How to Use the Formula to Close the Food Cost Gap
Calculating actual vs. theoretical food cost is helpful, but the real value comes from using the numbers to improve daily operations. The formula shows the gap between what food cost should have been and what it actually was. Once restaurant owners understand that gap, they can take focused action instead of guessing.
1. Start with the largest variances first
Do not try to fix every item at once. Begin with the ingredients, categories, or menu items that have the biggest dollar impact. High-cost products like beef, chicken, seafood, dairy, cooking oil, and produce should be reviewed closely. A small variance on a high-volume item can create a larger loss than a big variance on an item that rarely sells.
2. Review variance by category
Breaking the gap into categories helps owners find patterns.
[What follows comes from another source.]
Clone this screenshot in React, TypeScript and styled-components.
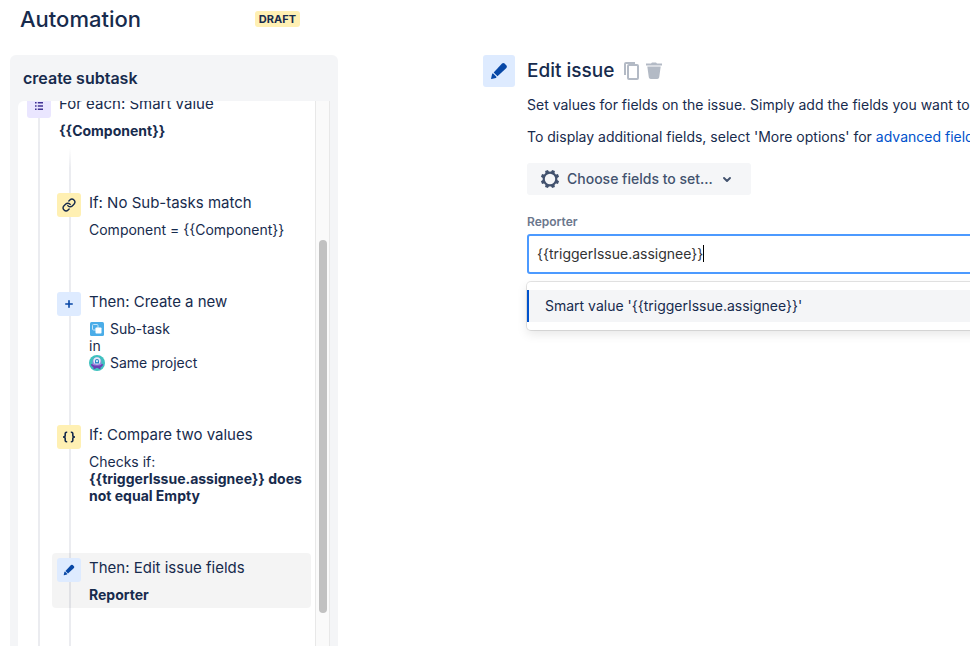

If meat costs are higher than expected, the issue may be over-portioning, trimming loss, theft, or supplier pricing. If produce is off, the problem may be spoilage, over-prepping, poor storage, or inaccurate ordering. Category-level review makes the problem easier to investigate.
3. Check recipes and portion control
Theoretical food cost depends on accurate recipes and consistent portions. If the system assumes a 6-ounce portion but the kitchen serves 7 ounces, actual food cost will rise. Owners should confirm that recipes are current, measuring tools are available, prep sheets are clear, and staff are trained to follow standards.
4. Track waste every day
Waste should be recorded by item, amount, reason, and date. This helps owners see whether food is being lost through expired prep, cooking mistakes, poor storage, incorrect ordering, or slow sales. Daily waste tracking turns hidden losses into visible data.
Waiting until the end of the month can make problems harder to fix. A weekly actual vs. theoretical review allows managers to catch issues faster, adjust ordering, retrain staff, update recipes, and correct portioning habits before losses grow.